INSTRUCTIONS TO FOLLOW:
The line holding "const yAt = (value: number)" is the last one to output; start at the first line of the data, keep every line in between exactly, and leave out pictures.

────

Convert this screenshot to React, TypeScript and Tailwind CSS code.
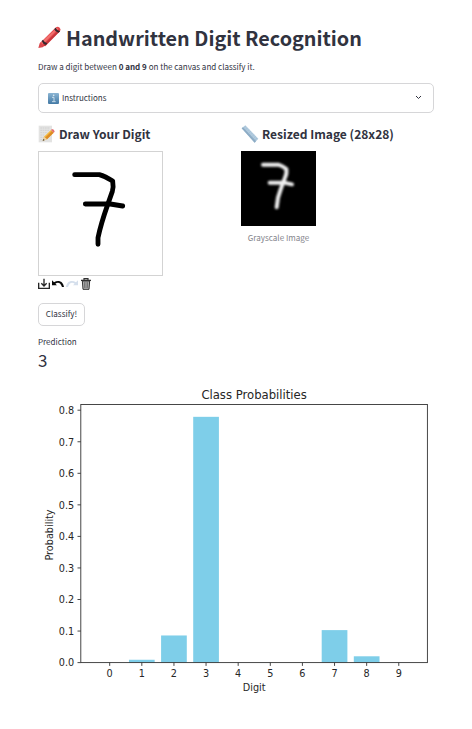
import React from "react";

const probabilities = [0, 0.009, 0.086, 0.779, 0, 0, 0, 0.103, 0.02, 0];
const ticks = [0, 1, 2, 3, 4, 5, 6, 7, 8];
const BASE = 662.6;
const xAt = (digit: number) => 109.7 + digit * 32.12;
const yAt = (value: number) => BASE - value * 315.5;

function Crayon() {
  return (
    <svg className="h-6 w-6 shrink-0" viewBox="0 0 72 72">
      <path d="M1 66 L5 52 L13 46 L23 57 L14 64 Z" fill="#d9474c" />
      <path d="M6 51 L54 4 Q59 0 65 5 Q70 10 66 16 L22 61 Q12 60 6 51Z" fill="#e2474b" />
      <path d="M9 50 L56 5 L61 8 L15 55Z" fill="#f2706e" />
      <path d="M20 61 L66 15 L63 11 L16 57Z" fill="#c4363c" />
      <path d="M11 45 L15 41 Q19 49 28 52 L24 57 Q14 54 11 45Z M49 9 L53 5 Q56 14 66 16 L62 20 Q51 17 49 9Z" fill="#35272d" />
    </svg>
  );
}

function InfoBadge() {
  return (
    <svg className="h-[11px] w-[11px] shrink-0" viewBox="0 0 33 33">
      <defs>
        <linearGradient id="info" x2="0" y2="1">
          <stop stopColor="#8bb5d3" />
          <stop offset="1" stopColor="#4379a5" />
        </linearGradient>
      </defs>
      <rect width="33" height="33" rx="3" fill="url(#info)" />
      <path d="M12 13 H18 V25 M12 26 H23" fill="none" stroke="#dce9f2" strokeWidth="2.5" />
      <circle cx="17" cy="7" r="2.5" fill="#dce9f2" />
    </svg>
  );
}

function Memo() {
  return (
    <svg className="h-[18px] w-[17px] shrink-0" viewBox="0 0 51 54">
      <path d="M2 2 H42 V52 H2Z" fill="#e3e3e2" />
      <path d="M7 9H36M7 16H34M7 23H29M7 30H21M7 37H17M7 44H15" stroke="#c8c9ca" strokeWidth="2" strokeDasharray="5 2" />
      <path d="M14 48 L18 35 L39 15 L47 23 L27 43Z" fill="#f4b93f" />
      <path d="M21 38 L42 18 L47 23 L27 43Z" fill="#dc8b26" />
      <path d="M14 48 L18 35 L27 43Z" fill="#ecd2a5" />
      <path d="M14 48 L16 42 L20 45Z" fill="#3d3b3b" />
      <path d="M39 15 L42 12 Q49 13 50 20 L47 23Z" fill="#e56f70" />
    </svg>
  );
}

function Ruler() {
  return (
    <svg className="h-[18px] w-[18px] shrink-0" viewBox="0 0 54 54">
      <path d="M2 10 L13 1 L52 41 L41 53Z" fill="#b0cade" />
      <path d="M2 10 L6 7 L45 48 L41 53Z" fill="#8dacc5" />
      <path d="M14 4l-4 4M19 9l-6 6M24 14l-4 4M29 19l-6 6M34 24l-4 4M39 29l-6 6M44 34l-4 4M48 39l-6 6" stroke="#9ab8cf" strokeWidth="1.5" />
    </svg>
  );
}

function Toolbar() {
  return (
    <div className="flex h-4 items-center">
      <svg className="h-4 w-[56px]" viewBox="0 0 168 48">
        <g fill="none" stroke="#252525" strokeWidth="4">
          <path d="M2 20 V37 H34 V20" />
          <path d="M18 8 V30 M10 22 L18 30 L26 22" />
        </g>
        <path d="M42 13 V28 H57 L52 23 C60 17 68 20 72 33 H78 C76 15 60 10 48 19Z" fill="#090909" />
        <path d="M120 13 V28 H105 L110 23 C102 17 94 20 90 33 H84 C86 15 102 10 114 19Z" fill="#d5dfec" />
        <path d="M133 15 H155 L153 40 H135Z" fill="#b4b4b4" stroke="#353535" strokeWidth="3" />
        <path d="M129 13 H159 M138 11 V8 H150 V11" fill="none" stroke="#303030" strokeWidth="3.5" />
        <path d="M139 18 L140 36 M144 18 V36 M149 18 L148 36" stroke="#555" strokeWidth="2" />
      </svg>
    </div>
  );
}

function Drawing() {
  return (
    <svg className="block h-[125px] w-[125px]" viewBox="24 18 375 375">
      <rect x="25.5" y="19.5" width="372" height="372" fill="#fff" stroke="#d3d3d3" strokeWidth="3" />
      <g fill="none" stroke="#000" strokeWidth="14.5" strokeLinecap="round" strokeLinejoin="round">
        <path d="M134 89 H208 Q226 94 248 108 Q251 126 247 139 L232 182 Q213 236 204 278 V298" />
        <path d="M166 177 H241 L278 183" />
      </g>
    </svg>
  );
}

function ResizedDrawing() {
  return (
    <svg className="block h-[75px] w-[75px]" viewBox="33 18 225 225">
      <defs>
        <filter id="soften" x="-20%" y="-20%" width="140%" height="140%">
          <feGaussianBlur stdDeviation="2.8" />
        </filter>
      </defs>
      <rect x="33" y="18" width="225" height="225" fill="#000" />
      <g fill="none" stroke="#f0f0f0" strokeWidth="12" strokeLinecap="round" strokeLinejoin="round" filter="url(#soften)">
        <path d="M99 59 H145 Q158 63 169 72 Q171 87 165 98 L153 130 L144 158 L140 187" />
        <path d="M119 113 H162 L186 118" />
      </g>
    </svg>
  );
}

function Chart() {
  return (
    <svg className="mt-[7px] block h-[320px] w-[396px] font-['DejaVu_Sans',sans-serif]" viewBox="38 380 396 320" fill="#262626">
      {probabilities.map((p, digit) => (
        <rect key={digit} x={xAt(digit) - 12.85} y={yAt(p)} width="25.7" height={BASE - yAt(p)} fill="#7ecee9" />
      ))}
      <rect x="80.8" y="404.5" width="346.6" height="258.1" fill="none" stroke="#333" strokeWidth="0.9" />
      <g fontSize="9.7" textAnchor="middle">
        {probabilities.map((_, digit) => (
          <g key={digit}>
            <path d={`M${xAt(digit)} 662.6v3.3`} stroke="#333" strokeWidth="0.9" />
            <text x={xAt(digit)} y="677.2">{digit}</text>
          </g>
        ))}
        <text x="254.2" y="690.8">Digit</text>
        <text transform="translate(53 535) rotate(-90)">Probability</text>
      </g>
      <g fontSize="9.7" textAnchor="end">
        {ticks.map((tick) => (
          <g key={tick}>
            <path d={`M77.5 ${yAt(tick / 10)}h3.3`} stroke="#333" strokeWidth="0.9" />
            <text x="74.2" y={yAt(tick / 10) + 3.8}>{(tick / 10).toFixed(1)}</text>
          </g>
        ))}
      </g>
      <text x="254.1" y="398.5" fontSize="11.65" textAnchor="middle">Class Probabilities</text>
    </svg>
  );
}

export default function App() {
  return (
    <main className="h-[729px] w-[472px] overflow-hidden bg-white px-[38px] pt-[22px] font-['Noto_Sans_CJK_SC',sans-serif] whitespace-nowrap text-[#31333f]">
      <h1 className="flex h-8 items-center gap-1 text-[19.8px] leading-8 font-bold">
        <Crayon />
        <span>Handwritten Digit Recognition</span>
      </h1>
      <p className="mt-[7px] h-3 text-[8.04px] leading-3">
        Draw a digit between <b>0 and 9</b> on the canvas and classify it.
      </p>
      <section className="mt-[10px] flex h-[30px] items-center rounded-[5px] border border-[#d6d6d8] px-[9px] text-[8px]">
        <InfoBadge />
        <span className="ml-[3px]">Instructions</span>
        <svg className="mr-[2px] mb-[2px] ml-auto h-[5px] w-[7px]" viewBox="0 0 7 5" fill="none" stroke="#31333f" strokeWidth="1">
          <path d="M1 1 L3.5 3.5 L6 1" />
        </svg>
      </section>
      <div className="mt-3 grid grid-cols-[203px_193px]">
        <section>
          <h2 className="flex h-[18px] items-center gap-1 text-[12.05px] leading-[18px] font-bold">
            <Memo />
            <span>Draw Your Digit</span>
          </h2>
          <div className="mt-2">
            <Drawing />
            <Toolbar />
          </div>
        </section>
        <section>
          <h2 className="flex h-[18px] items-center gap-[3px] text-[12.05px] leading-[18px] font-bold">
            <Ruler />
            <span>Resized Image (28x28)</span>
          </h2>
          <figure className="mt-2 w-[75px]">
            <ResizedDrawing />
            <figcaption className="mt-[6px] text-center text-[8.1px] leading-3 text-[#84858c]">Grayscale Image</figcaption>
          </figure>
        </section>
      </div>
      <button className="mt-[11px] flex h-[23px] w-[47px] items-center justify-center rounded-[5px] border border-[#d6d6d8] text-[8.1px]">Classify!</button>
      <div className="mt-[10px] h-3 text-[8.04px] leading-3">Prediction</div>
      <div className="h-[25px] text-[17px] leading-[23px]">3</div>
      <Chart />
    </main>
  );
}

────

RESPONSE:
Convert this screenshot to React, TypeScript and Tailwind CSS code.
import React from "react";

const probabilities = [0, 0.009, 0.086, 0.779, 0, 0, 0, 0.103, 0.02, 0];
const ticks = [0, 1, 2, 3, 4, 5, 6, 7, 8];
const BASE = 662.6;
const xAt = (digit: number) => 109.7 + digit * 32.12;
const yAt = (value: number) => BASE - value * 315.5;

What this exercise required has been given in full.